RECORDED DATA
┌──

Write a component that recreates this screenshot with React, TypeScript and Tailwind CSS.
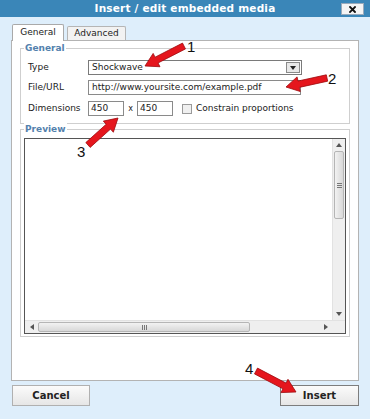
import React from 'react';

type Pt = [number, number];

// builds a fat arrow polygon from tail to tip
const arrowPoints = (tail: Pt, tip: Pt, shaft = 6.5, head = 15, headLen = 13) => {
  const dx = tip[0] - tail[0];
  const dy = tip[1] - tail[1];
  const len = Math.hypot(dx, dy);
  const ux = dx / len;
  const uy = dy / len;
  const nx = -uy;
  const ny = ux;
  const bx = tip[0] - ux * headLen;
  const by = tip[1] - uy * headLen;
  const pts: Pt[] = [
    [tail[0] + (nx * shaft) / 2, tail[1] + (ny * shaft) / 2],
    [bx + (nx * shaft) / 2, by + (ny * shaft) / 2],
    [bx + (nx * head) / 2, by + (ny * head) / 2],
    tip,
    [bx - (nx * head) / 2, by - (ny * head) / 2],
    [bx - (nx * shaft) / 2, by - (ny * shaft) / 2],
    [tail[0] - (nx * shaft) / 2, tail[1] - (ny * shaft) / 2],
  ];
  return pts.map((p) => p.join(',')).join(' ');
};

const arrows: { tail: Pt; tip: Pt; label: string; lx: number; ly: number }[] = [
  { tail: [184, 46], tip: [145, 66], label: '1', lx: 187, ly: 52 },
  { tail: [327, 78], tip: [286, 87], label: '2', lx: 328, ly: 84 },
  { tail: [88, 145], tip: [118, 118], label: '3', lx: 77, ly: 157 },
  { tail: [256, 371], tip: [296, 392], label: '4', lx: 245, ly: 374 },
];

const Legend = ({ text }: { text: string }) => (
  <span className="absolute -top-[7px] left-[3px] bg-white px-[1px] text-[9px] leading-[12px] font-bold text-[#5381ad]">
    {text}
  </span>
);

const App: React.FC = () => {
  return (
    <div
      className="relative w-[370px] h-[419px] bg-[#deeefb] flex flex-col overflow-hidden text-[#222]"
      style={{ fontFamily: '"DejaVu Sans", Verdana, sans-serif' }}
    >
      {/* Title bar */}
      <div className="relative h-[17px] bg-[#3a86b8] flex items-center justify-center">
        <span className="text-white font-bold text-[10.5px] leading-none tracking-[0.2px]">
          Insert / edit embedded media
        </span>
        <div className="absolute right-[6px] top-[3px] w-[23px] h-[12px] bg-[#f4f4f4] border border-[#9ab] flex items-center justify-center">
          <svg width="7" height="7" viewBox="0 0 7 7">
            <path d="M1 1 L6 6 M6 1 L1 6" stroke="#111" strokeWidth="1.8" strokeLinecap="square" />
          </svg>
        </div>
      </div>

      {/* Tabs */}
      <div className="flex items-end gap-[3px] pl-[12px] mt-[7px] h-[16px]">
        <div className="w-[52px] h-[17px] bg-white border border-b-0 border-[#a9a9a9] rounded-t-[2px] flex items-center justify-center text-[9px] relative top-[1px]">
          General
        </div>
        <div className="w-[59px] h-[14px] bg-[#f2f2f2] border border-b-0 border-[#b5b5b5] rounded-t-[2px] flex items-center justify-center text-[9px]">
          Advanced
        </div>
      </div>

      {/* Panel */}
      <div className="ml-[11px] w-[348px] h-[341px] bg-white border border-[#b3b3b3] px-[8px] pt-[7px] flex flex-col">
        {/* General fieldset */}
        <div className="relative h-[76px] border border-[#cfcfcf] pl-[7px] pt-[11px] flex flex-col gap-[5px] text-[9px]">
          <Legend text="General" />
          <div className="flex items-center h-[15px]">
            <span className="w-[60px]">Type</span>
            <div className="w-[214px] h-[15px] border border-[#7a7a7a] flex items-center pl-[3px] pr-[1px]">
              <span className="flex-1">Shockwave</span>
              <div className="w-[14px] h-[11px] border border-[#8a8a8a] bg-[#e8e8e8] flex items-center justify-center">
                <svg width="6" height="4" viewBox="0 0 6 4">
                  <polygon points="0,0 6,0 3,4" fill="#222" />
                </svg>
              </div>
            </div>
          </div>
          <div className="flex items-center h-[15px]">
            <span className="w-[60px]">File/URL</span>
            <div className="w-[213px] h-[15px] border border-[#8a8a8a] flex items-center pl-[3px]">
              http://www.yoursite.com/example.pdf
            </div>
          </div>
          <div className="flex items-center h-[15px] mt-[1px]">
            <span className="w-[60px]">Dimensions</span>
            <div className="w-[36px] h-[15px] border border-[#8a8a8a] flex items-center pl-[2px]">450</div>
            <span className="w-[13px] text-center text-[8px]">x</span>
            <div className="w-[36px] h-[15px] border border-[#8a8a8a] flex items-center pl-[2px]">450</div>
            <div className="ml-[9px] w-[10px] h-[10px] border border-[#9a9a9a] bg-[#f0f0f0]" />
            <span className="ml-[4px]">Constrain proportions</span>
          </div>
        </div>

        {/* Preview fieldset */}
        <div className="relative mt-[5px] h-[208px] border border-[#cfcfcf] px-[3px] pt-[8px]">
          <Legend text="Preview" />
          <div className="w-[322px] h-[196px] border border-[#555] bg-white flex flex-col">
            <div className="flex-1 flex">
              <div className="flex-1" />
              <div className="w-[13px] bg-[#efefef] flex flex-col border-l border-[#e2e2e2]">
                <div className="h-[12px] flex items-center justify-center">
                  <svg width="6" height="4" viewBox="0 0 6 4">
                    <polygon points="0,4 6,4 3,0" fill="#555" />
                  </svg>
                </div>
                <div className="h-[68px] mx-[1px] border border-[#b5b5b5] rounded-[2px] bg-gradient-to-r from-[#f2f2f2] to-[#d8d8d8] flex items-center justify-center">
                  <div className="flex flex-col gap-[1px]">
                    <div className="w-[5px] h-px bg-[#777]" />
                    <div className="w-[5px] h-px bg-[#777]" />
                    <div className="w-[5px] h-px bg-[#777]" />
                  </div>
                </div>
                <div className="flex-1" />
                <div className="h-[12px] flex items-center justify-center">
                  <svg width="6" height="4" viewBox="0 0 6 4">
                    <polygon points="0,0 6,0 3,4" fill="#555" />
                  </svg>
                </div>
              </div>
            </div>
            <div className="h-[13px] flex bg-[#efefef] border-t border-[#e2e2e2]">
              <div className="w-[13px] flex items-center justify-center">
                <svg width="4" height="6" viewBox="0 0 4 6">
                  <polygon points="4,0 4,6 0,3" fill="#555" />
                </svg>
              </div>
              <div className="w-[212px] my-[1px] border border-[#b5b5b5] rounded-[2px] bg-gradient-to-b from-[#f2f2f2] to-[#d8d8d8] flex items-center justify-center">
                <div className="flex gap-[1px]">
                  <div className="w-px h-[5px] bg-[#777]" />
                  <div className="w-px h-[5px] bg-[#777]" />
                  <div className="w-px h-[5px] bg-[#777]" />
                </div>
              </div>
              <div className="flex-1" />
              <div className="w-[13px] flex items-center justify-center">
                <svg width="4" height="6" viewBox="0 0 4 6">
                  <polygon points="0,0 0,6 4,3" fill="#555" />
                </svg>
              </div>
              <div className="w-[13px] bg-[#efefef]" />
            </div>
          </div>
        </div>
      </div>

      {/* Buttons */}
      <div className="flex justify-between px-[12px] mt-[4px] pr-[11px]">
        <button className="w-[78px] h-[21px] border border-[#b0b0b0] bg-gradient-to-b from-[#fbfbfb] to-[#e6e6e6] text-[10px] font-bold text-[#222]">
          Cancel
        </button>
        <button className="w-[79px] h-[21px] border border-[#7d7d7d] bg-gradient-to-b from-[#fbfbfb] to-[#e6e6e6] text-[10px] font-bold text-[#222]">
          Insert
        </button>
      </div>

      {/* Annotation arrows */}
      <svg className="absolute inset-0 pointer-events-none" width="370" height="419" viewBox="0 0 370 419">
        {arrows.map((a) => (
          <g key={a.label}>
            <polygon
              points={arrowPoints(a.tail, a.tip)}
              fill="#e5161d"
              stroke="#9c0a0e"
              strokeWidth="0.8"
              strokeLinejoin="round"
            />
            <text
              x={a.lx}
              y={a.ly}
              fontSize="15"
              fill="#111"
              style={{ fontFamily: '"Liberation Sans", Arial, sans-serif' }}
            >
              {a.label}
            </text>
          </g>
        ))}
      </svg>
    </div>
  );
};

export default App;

└──

SHORT EXERCISE
Restate, line by line and word for word, everything from the top of the material through the line that contains "type Pt = [number, number];". Leave pictures out.

EXERCISE ANSWER
Write a component that recreates this screenshot with React, TypeScript and Tailwind CSS.
import React from 'react';

type Pt = [number, number];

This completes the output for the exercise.